[Begin DATA SHOWN]

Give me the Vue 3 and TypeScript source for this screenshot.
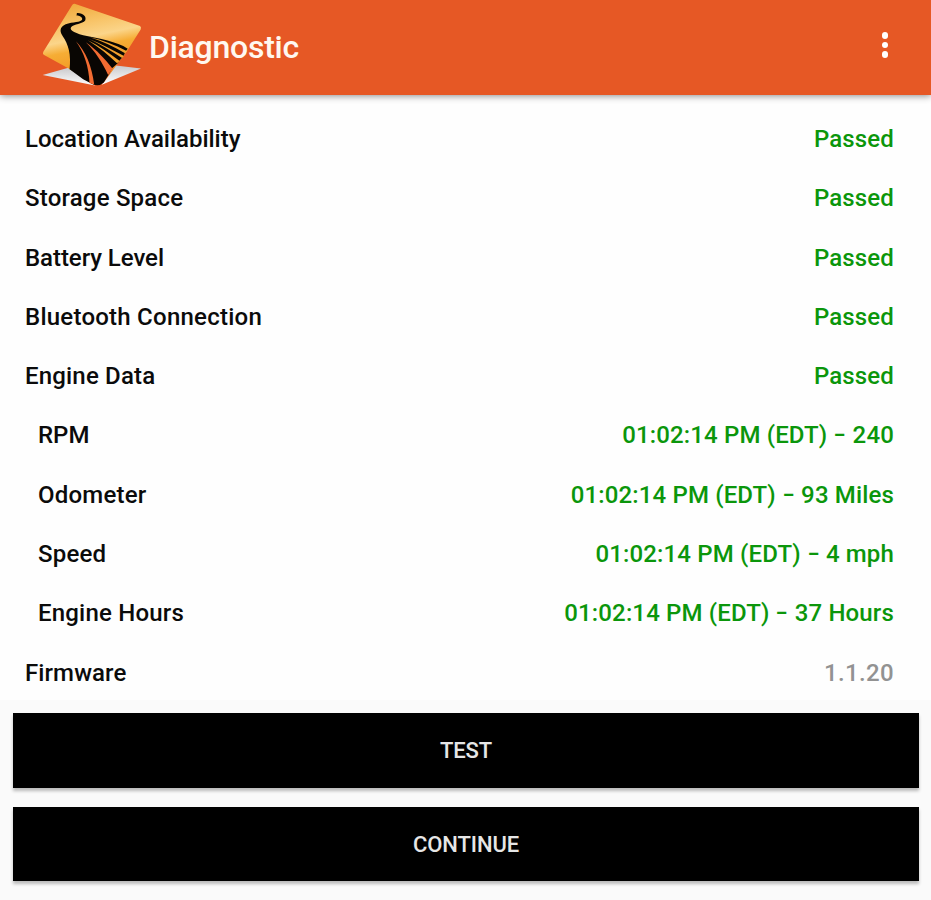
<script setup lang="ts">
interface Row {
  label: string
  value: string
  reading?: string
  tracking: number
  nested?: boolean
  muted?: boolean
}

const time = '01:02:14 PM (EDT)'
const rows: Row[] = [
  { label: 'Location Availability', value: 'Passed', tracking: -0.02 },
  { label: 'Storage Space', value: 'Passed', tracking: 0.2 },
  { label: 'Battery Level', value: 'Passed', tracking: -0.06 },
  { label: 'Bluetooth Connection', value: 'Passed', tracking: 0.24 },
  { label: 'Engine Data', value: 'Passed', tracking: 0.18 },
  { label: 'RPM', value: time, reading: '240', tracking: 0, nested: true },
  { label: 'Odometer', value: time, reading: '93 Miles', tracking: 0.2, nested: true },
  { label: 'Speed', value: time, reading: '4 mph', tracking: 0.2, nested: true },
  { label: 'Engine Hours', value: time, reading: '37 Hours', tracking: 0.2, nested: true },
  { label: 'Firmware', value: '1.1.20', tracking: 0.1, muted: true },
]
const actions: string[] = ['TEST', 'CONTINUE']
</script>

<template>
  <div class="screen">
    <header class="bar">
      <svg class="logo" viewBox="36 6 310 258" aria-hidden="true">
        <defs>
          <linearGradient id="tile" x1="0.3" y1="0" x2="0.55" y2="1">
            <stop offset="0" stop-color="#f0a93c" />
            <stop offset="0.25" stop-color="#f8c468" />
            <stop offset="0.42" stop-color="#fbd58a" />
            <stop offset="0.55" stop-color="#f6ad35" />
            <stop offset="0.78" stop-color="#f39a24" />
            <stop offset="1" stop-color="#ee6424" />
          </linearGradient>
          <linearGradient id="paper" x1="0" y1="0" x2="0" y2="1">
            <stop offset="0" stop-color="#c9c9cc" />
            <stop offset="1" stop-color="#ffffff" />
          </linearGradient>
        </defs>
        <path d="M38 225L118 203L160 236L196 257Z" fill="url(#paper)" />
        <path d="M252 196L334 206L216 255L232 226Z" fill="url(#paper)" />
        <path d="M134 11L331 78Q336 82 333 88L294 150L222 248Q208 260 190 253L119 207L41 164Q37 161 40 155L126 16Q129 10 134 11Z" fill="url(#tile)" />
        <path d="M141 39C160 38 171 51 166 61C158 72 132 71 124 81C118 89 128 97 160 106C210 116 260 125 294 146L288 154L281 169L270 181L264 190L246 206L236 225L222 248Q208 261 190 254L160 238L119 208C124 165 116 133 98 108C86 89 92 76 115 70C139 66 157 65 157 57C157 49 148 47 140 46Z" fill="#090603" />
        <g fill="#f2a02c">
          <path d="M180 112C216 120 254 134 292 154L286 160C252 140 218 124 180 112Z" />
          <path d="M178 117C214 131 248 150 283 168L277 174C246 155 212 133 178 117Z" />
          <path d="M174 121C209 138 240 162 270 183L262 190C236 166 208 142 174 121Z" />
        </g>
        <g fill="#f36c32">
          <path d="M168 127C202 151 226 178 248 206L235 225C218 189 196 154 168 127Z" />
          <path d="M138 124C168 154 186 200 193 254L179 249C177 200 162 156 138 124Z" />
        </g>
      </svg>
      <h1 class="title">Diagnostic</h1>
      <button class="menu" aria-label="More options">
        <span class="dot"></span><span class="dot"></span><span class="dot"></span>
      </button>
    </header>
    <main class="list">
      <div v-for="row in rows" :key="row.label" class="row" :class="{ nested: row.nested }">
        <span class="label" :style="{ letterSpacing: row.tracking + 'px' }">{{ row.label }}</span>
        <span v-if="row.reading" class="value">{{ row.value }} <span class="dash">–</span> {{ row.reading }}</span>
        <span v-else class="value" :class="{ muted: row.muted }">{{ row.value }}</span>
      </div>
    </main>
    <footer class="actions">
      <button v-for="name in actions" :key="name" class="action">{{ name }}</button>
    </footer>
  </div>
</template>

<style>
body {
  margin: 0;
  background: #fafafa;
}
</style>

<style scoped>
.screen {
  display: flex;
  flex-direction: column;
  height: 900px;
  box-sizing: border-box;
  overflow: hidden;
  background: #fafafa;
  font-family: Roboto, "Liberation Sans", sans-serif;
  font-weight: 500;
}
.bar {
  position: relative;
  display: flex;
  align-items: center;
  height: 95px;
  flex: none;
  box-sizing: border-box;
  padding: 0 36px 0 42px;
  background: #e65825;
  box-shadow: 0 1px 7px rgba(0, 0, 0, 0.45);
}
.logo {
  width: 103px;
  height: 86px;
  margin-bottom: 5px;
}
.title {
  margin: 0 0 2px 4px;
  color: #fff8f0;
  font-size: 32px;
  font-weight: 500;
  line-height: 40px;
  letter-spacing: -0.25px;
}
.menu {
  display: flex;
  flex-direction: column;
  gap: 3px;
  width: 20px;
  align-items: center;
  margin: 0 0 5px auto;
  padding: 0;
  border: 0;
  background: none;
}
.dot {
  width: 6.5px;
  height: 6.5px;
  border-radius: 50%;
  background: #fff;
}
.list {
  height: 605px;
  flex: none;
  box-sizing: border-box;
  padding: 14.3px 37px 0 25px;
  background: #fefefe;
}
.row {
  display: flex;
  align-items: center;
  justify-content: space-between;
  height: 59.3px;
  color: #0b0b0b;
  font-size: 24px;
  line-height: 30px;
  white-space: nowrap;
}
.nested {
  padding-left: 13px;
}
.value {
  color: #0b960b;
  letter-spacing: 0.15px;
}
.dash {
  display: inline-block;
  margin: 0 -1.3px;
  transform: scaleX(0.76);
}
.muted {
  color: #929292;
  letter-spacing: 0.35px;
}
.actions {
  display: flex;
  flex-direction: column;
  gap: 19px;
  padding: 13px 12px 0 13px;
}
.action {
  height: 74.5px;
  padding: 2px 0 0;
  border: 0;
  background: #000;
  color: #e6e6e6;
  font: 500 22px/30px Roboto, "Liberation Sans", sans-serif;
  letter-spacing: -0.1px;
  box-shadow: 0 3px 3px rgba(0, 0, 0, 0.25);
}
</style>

[End DATA SHOWN]

__GIVEN INSTRUCTION__:
Exclude every picture and copy the remaining data exactly.

__SOLUTION TO THIS TASK__:
Give me the Vue 3 and TypeScript source for this screenshot.
<script setup lang="ts">
interface Row {
  label: string
  value: string
  reading?: string
  tracking: number
  nested?: boolean
  muted?: boolean
}

const time = '01:02:14 PM (EDT)'
const rows: Row[] = [
  { label: 'Location Availability', value: 'Passed', tracking: -0.02 },
  { label: 'Storage Space', value: 'Passed', tracking: 0.2 },
  { label: 'Battery Level', value: 'Passed', tracking: -0.06 },
  { label: 'Bluetooth Connection', value: 'Passed', tracking: 0.24 },
  { label: 'Engine Data', value: 'Passed', tracking: 0.18 },
  { label: 'RPM', value: time, reading: '240', tracking: 0, nested: true },
  { label: 'Odometer', value: time, reading: '93 Miles', tracking: 0.2, nested: true },
  { label: 'Speed', value: time, reading: '4 mph', tracking: 0.2, nested: true },
  { label: 'Engine Hours', value: time, reading: '37 Hours', tracking: 0.2, nested: true },
  { label: 'Firmware', value: '1.1.20', tracking: 0.1, muted: true },
]
const actions: string[] = ['TEST', 'CONTINUE']
</script>

<template>
  <div class="screen">
    <header class="bar">
      <svg class="logo" viewBox="36 6 310 258" aria-hidden="true">
        <defs>
          <linearGradient id="tile" x1="0.3" y1="0" x2="0.55" y2="1">
            <stop offset="0" stop-color="#f0a93c" />
            <stop offset="0.25" stop-color="#f8c468" />
            <stop offset="0.42" stop-color="#fbd58a" />
            <stop offset="0.55" stop-color="#f6ad35" />
            <stop offset="0.78" stop-color="#f39a24" />
            <stop offset="1" stop-color="#ee6424" />
          </linearGradient>
          <linearGradient id="paper" x1="0" y1="0" x2="0" y2="1">
            <stop offset="0" stop-color="#c9c9cc" />
            <stop offset="1" stop-color="#ffffff" />
          </linearGradient>
        </defs>
        <path d="M38 225L118 203L160 236L196 257Z" fill="url(#paper)" />
        <path d="M252 196L334 206L216 255L232 226Z" fill="url(#paper)" />
        <path d="M134 11L331 78Q336 82 333 88L294 150L222 248Q208 260 190 253L119 207L41 164Q37 161 40 155L126 16Q129 10 134 11Z" fill="url(#tile)" />
        <path d="M141 39C160 38 171 51 166 61C158 72 132 71 124 81C118 89 128 97 160 106C210 116 260 125 294 146L288 154L281 169L270 181L264 190L246 206L236 225L222 248Q208 261 190 254L160 238L119 208C124 165 116 133 98 108C86 89 92 76 115 70C139 66 157 65 157 57C157 49 148 47 140 46Z" fill="#090603" />
        <g fill="#f2a02c">
          <path d="M180 112C216 120 254 134 292 154L286 160C252 140 218 124 180 112Z" />
          <path d="M178 117C214 131 248 150 283 168L277 174C246 155 212 133 178 117Z" />
          <path d="M174 121C209 138 240 162 270 183L262 190C236 166 208 142 174 121Z" />
        </g>
        <g fill="#f36c32">
          <path d="M168 127C202 151 226 178 248 206L235 225C218 189 196 154 168 127Z" />
          <path d="M138 124C168 154 186 200 193 254L179 249C177 200 162 156 138 124Z" />
        </g>
      </svg>
      <h1 class="title">Diagnostic</h1>
      <button class="menu" aria-label="More options">
        <span class="dot"></span><span class="dot"></span><span class="dot"></span>
      </button>
    </header>
    <main class="list">
      <div v-for="row in rows" :key="row.label" class="row" :class="{ nested: row.nested }">
        <span class="label" :style="{ letterSpacing: row.tracking + 'px' }">{{ row.label }}</span>
        <span v-if="row.reading" class="value">{{ row.value }} <span class="dash">–</span> {{ row.reading }}</span>
        <span v-else class="value" :class="{ muted: row.muted }">{{ row.value }}</span>
      </div>
    </main>
    <footer class="actions">
      <button v-for="name in actions" :key="name" class="action">{{ name }}</button>
    </footer>
  </div>
</template>

<style>
body {
  margin: 0;
  background: #fafafa;
}
</style>

<style scoped>
.screen {
  display: flex;
  flex-direction: column;
  height: 900px;
  box-sizing: border-box;
  overflow: hidden;
  background: #fafafa;
  font-family: Roboto, "Liberation Sans", sans-serif;
  font-weight: 500;
}
.bar {
  position: relative;
  display: flex;
  align-items: center;
  height: 95px;
  flex: none;
  box-sizing: border-box;
  padding: 0 36px 0 42px;
  background: #e65825;
  box-shadow: 0 1px 7px rgba(0, 0, 0, 0.45);
}
.logo {
  width: 103px;
  height: 86px;
  margin-bottom: 5px;
}
.title {
  margin: 0 0 2px 4px;
  color: #fff8f0;
  font-size: 32px;
  font-weight: 500;
  line-height: 40px;
  letter-spacing: -0.25px;
}
.menu {
  display: flex;
  flex-direction: column;
  gap: 3px;
  width: 20px;
  align-items: center;
  margin: 0 0 5px auto;
  padding: 0;
  border: 0;
  background: none;
}
.dot {
  width: 6.5px;
  height: 6.5px;
  border-radius: 50%;
  background: #fff;
}
.list {
  height: 605px;
  flex: none;
  box-sizing: border-box;
  padding: 14.3px 37px 0 25px;
  background: #fefefe;
}
.row {
  display: flex;
  align-items: center;
  justify-content: space-between;
  height: 59.3px;
  color: #0b0b0b;
  font-size: 24px;
  line-height: 30px;
  white-space: nowrap;
}
.nested {
  padding-left: 13px;
}
.value {
  color: #0b960b;
  letter-spacing: 0.15px;
}
.dash {
  display: inline-block;
  margin: 0 -1.3px;
  transform: scaleX(0.76);
}
.muted {
  color: #929292;
  letter-spacing: 0.35px;
}
.actions {
  display: flex;
  flex-direction: column;
  gap: 19px;
  padding: 13px 12px 0 13px;
}
.action {
  height: 74.5px;
  padding: 2px 0 0;
  border: 0;
  background: #000;
  color: #e6e6e6;
  font: 500 22px/30px Roboto, "Liberation Sans", sans-serif;
  letter-spacing: -0.1px;
  box-shadow: 0 3px 3px rgba(0, 0, 0, 0.25);
}
</style>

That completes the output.